### TASK
All lines in which the word "this" occurs are to be extracted.

### ENTRIES SUPPLIED
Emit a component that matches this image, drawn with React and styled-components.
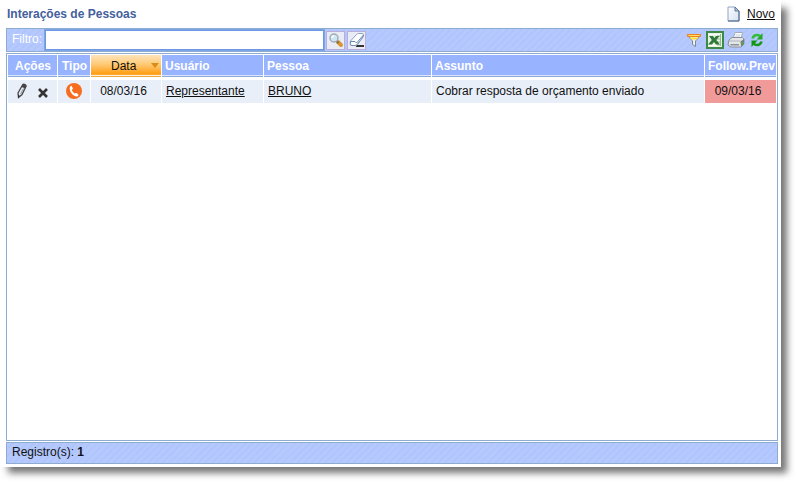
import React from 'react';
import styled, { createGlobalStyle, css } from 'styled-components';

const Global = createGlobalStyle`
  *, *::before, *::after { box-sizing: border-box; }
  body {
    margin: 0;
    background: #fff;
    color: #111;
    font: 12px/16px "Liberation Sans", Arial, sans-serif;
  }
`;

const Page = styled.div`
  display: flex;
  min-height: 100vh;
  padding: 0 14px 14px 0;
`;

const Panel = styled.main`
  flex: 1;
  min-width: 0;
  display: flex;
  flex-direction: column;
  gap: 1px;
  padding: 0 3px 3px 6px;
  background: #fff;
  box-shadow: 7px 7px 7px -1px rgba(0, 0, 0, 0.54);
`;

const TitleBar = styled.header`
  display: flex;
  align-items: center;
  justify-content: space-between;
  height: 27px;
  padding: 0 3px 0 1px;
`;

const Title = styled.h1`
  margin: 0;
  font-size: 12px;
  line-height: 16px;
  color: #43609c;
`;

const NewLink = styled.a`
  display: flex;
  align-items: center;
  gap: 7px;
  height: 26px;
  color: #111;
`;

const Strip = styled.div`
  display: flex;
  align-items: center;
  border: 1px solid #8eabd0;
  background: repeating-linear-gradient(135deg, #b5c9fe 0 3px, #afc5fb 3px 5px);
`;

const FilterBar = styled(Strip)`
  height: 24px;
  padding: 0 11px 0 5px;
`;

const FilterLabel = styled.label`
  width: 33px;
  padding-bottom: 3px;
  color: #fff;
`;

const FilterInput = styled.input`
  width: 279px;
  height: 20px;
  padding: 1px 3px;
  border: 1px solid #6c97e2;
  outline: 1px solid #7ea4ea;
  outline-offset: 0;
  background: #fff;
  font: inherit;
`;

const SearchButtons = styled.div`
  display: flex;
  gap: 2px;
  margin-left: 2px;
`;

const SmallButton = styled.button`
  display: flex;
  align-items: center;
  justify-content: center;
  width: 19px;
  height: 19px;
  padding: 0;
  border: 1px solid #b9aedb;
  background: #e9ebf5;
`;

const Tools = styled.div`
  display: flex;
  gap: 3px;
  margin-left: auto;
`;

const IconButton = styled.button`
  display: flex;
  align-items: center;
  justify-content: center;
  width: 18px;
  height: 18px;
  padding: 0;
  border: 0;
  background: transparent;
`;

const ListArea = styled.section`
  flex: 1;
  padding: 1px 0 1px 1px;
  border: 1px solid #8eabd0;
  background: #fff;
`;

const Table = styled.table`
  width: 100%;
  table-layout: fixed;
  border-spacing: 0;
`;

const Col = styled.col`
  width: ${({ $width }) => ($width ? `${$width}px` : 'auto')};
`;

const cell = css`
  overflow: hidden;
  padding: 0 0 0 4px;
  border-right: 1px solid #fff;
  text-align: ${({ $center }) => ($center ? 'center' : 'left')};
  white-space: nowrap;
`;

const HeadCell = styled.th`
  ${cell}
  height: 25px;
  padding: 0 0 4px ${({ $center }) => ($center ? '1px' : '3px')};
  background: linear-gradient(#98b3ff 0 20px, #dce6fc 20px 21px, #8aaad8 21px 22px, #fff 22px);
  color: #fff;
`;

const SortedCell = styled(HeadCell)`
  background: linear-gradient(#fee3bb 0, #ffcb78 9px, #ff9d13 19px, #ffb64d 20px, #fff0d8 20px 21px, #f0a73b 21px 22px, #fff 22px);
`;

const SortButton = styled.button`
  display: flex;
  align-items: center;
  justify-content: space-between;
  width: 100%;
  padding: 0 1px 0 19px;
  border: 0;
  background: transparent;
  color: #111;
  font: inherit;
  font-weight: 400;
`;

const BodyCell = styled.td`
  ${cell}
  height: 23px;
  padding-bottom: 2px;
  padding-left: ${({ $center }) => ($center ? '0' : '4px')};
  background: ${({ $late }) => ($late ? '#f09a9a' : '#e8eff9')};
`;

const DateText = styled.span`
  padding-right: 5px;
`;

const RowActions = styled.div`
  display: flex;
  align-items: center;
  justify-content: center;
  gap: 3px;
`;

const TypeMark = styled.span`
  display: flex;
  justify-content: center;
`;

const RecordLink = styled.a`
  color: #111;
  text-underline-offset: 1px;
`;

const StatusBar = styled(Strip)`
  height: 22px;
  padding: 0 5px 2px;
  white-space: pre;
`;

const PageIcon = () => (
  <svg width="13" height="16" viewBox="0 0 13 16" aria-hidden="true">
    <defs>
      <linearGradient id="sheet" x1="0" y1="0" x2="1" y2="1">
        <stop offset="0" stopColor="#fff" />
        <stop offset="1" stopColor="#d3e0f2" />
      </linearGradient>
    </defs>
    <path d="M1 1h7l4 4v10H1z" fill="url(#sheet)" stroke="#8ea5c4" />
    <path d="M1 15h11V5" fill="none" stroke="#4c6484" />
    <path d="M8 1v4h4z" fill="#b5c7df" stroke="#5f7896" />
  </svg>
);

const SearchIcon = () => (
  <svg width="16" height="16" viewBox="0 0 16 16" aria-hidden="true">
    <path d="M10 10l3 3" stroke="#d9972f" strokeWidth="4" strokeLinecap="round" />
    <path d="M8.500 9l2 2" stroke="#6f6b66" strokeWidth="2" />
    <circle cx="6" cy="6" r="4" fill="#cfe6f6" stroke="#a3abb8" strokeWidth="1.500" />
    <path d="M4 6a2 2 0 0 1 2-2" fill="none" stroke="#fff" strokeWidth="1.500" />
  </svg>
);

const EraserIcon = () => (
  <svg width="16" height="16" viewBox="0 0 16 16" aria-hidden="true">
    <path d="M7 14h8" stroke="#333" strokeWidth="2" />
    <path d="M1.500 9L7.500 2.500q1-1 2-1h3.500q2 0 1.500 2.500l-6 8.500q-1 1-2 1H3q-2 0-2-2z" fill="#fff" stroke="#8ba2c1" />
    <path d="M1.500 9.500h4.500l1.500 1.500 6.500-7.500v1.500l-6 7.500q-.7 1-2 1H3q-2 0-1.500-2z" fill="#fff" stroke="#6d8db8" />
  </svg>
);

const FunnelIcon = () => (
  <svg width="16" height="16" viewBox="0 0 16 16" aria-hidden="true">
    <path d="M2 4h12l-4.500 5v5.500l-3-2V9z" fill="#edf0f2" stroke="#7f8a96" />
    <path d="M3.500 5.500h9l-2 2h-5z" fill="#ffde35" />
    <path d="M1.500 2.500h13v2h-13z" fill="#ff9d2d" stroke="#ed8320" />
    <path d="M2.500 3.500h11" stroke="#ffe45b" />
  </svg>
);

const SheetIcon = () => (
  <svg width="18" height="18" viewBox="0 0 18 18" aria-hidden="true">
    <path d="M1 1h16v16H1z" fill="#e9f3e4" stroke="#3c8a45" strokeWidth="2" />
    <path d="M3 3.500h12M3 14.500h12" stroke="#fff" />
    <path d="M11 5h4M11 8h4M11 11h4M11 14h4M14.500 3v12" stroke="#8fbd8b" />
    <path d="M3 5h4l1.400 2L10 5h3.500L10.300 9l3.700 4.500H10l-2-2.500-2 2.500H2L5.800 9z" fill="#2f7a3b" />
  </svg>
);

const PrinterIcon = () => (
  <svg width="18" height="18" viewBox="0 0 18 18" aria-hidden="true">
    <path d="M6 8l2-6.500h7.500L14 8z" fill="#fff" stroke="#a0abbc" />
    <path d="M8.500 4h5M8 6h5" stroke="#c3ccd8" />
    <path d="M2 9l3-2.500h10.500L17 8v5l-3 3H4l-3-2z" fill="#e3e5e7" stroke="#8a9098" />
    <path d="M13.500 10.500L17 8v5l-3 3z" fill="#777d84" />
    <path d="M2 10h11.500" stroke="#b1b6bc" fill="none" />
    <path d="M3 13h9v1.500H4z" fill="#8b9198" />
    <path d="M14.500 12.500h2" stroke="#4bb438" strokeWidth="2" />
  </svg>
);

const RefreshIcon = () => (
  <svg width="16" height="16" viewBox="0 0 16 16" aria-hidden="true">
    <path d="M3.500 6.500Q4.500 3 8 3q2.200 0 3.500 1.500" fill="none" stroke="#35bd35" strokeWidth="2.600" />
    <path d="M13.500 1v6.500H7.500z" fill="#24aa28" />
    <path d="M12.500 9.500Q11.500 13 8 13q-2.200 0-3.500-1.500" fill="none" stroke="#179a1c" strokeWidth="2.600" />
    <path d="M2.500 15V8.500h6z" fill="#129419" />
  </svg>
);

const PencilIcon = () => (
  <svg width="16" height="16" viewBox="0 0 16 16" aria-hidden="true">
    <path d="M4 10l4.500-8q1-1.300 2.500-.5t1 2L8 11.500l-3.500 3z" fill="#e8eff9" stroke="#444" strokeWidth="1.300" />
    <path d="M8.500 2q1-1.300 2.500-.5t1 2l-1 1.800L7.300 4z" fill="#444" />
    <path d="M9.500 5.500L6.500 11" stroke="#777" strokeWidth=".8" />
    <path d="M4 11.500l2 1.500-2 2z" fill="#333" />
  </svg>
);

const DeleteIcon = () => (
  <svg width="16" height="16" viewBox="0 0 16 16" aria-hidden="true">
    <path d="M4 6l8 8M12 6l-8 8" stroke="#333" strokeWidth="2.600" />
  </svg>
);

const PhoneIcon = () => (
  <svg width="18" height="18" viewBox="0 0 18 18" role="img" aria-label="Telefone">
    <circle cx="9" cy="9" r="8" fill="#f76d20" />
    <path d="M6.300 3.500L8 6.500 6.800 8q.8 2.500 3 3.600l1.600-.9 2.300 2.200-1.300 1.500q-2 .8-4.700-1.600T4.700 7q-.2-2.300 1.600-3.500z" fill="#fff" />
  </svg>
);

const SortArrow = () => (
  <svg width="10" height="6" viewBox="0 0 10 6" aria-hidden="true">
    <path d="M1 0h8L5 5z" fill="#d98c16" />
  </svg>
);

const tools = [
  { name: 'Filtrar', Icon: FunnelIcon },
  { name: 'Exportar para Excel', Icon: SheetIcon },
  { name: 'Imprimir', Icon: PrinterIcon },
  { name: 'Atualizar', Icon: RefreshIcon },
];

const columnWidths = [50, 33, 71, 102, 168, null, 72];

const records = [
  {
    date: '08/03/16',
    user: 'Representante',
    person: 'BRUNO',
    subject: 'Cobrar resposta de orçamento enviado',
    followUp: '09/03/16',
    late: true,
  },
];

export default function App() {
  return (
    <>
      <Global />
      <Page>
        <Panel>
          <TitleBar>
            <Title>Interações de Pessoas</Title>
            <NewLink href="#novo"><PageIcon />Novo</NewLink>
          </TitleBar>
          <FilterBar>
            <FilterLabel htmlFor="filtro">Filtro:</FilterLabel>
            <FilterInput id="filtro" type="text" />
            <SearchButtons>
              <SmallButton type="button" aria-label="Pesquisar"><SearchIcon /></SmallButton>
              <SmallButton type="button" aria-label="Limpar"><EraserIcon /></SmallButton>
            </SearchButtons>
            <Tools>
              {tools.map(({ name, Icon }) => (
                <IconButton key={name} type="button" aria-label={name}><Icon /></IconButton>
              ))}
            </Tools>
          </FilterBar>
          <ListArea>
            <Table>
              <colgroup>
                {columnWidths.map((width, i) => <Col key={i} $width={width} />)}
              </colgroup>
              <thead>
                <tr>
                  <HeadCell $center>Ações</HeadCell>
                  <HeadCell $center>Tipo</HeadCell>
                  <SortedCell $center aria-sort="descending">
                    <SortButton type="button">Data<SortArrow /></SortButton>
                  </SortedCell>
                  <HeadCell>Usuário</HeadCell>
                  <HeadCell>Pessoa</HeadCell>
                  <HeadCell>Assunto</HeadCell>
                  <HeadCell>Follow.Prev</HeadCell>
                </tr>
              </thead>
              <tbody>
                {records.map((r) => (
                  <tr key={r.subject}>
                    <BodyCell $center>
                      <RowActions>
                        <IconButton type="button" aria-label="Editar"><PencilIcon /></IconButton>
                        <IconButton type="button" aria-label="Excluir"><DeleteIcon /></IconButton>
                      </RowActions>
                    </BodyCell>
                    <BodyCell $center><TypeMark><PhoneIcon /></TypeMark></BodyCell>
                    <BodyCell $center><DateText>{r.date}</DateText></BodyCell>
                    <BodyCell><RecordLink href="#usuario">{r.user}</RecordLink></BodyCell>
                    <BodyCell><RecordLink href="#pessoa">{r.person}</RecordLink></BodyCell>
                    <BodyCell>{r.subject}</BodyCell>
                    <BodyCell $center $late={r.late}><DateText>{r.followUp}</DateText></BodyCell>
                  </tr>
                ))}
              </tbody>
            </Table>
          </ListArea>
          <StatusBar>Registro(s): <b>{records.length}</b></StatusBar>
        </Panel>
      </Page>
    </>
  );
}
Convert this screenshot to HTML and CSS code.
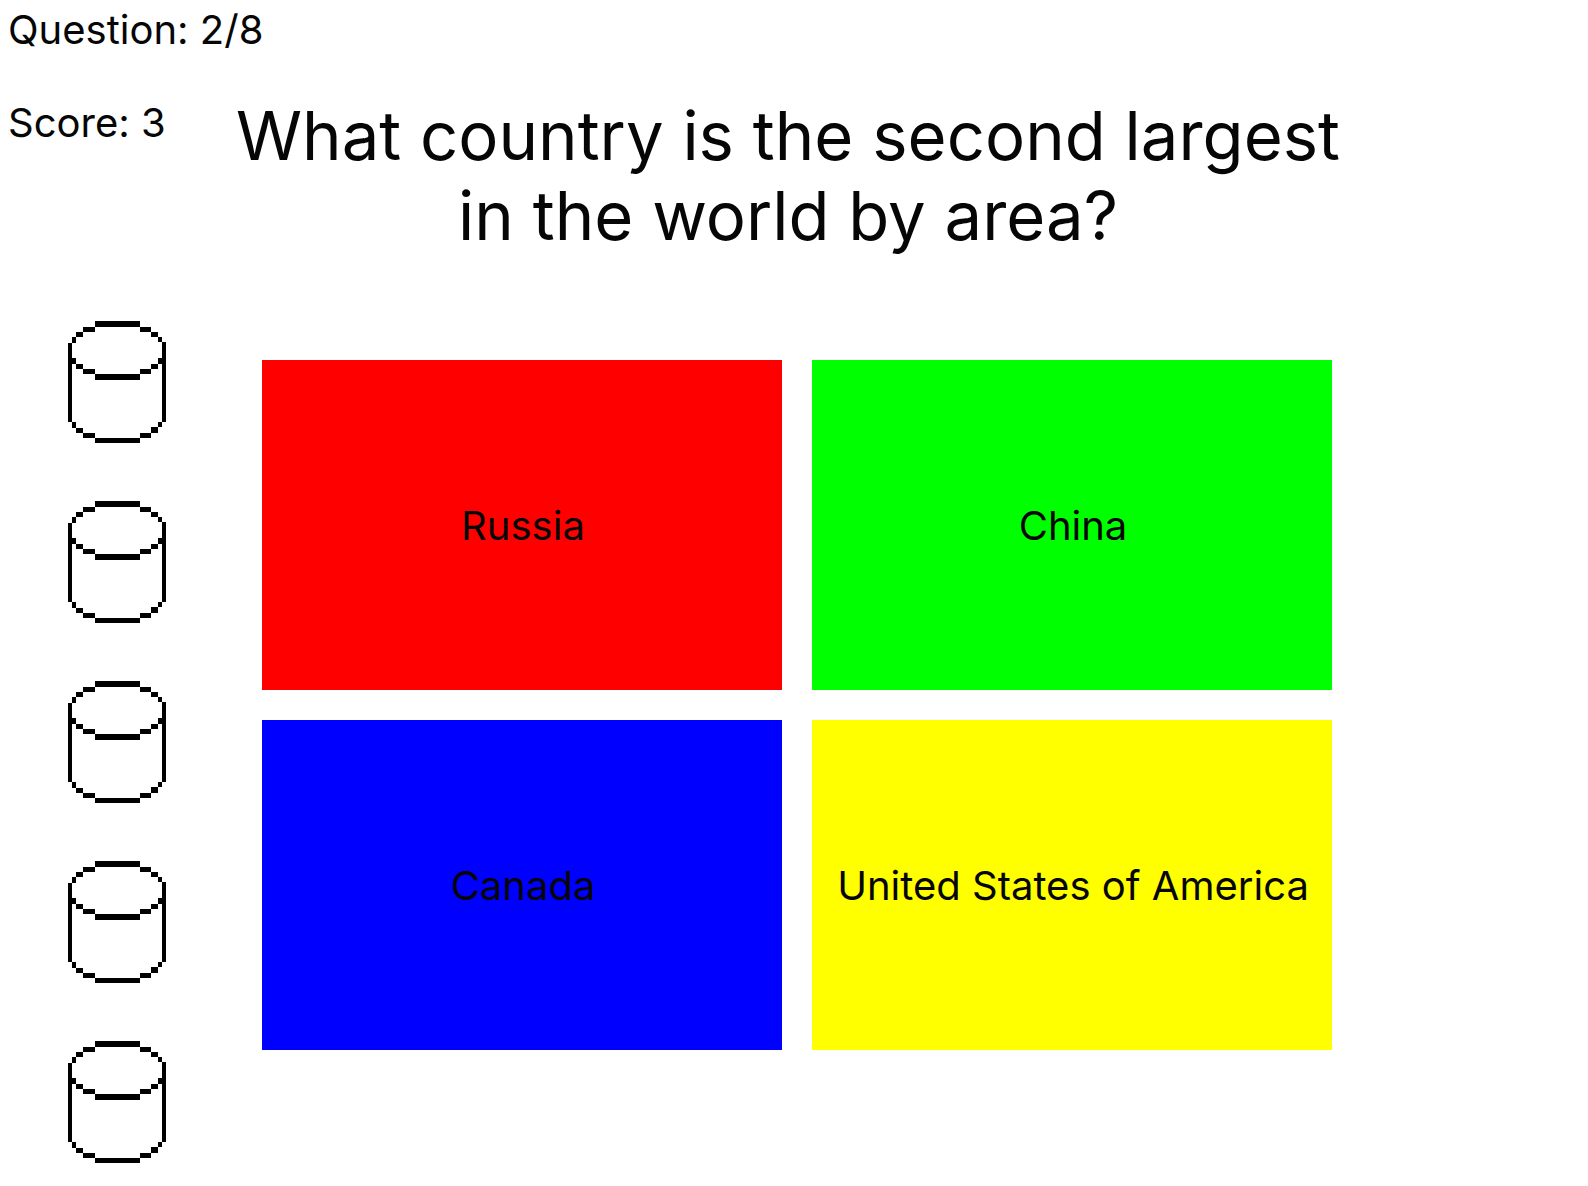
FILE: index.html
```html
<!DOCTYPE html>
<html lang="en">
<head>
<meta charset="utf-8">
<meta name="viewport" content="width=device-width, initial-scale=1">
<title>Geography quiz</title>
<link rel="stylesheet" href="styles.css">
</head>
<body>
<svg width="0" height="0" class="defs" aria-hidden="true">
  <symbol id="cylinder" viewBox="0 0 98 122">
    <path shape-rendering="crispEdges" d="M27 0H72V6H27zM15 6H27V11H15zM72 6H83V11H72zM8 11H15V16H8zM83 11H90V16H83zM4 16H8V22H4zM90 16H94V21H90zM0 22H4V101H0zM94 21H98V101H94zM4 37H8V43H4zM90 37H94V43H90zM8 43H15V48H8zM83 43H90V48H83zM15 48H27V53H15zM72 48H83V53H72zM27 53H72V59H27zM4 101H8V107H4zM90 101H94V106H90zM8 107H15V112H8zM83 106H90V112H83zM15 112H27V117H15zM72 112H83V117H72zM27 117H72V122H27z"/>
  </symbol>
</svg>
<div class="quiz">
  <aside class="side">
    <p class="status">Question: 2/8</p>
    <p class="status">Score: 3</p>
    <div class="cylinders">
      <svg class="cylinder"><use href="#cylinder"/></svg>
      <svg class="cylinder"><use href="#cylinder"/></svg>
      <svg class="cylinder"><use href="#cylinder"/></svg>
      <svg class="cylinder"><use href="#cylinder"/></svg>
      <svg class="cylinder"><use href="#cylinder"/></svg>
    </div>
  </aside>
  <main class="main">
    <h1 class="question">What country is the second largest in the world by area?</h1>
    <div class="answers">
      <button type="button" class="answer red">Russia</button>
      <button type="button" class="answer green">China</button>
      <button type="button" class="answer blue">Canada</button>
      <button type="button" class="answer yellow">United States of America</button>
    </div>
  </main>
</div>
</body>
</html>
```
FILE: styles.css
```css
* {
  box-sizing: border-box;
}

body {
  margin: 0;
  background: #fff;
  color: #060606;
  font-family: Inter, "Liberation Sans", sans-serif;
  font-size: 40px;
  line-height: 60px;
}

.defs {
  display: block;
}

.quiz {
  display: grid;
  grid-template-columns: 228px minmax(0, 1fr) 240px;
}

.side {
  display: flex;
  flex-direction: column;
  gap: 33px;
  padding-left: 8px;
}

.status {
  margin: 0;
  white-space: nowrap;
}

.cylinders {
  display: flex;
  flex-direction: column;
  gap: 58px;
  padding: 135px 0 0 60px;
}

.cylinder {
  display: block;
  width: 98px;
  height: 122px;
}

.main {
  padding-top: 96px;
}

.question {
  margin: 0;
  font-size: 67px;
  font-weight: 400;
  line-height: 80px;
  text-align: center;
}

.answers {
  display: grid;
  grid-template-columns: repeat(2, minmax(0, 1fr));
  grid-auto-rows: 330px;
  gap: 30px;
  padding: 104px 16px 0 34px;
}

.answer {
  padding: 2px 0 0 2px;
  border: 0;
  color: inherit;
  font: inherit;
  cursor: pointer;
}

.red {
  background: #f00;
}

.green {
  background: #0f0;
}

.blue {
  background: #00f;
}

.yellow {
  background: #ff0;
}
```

### FINISHED ANSWER
Emit a component that matches this image, drawn with React and styled-components.
Convert this screenshot to HTML and CSS code.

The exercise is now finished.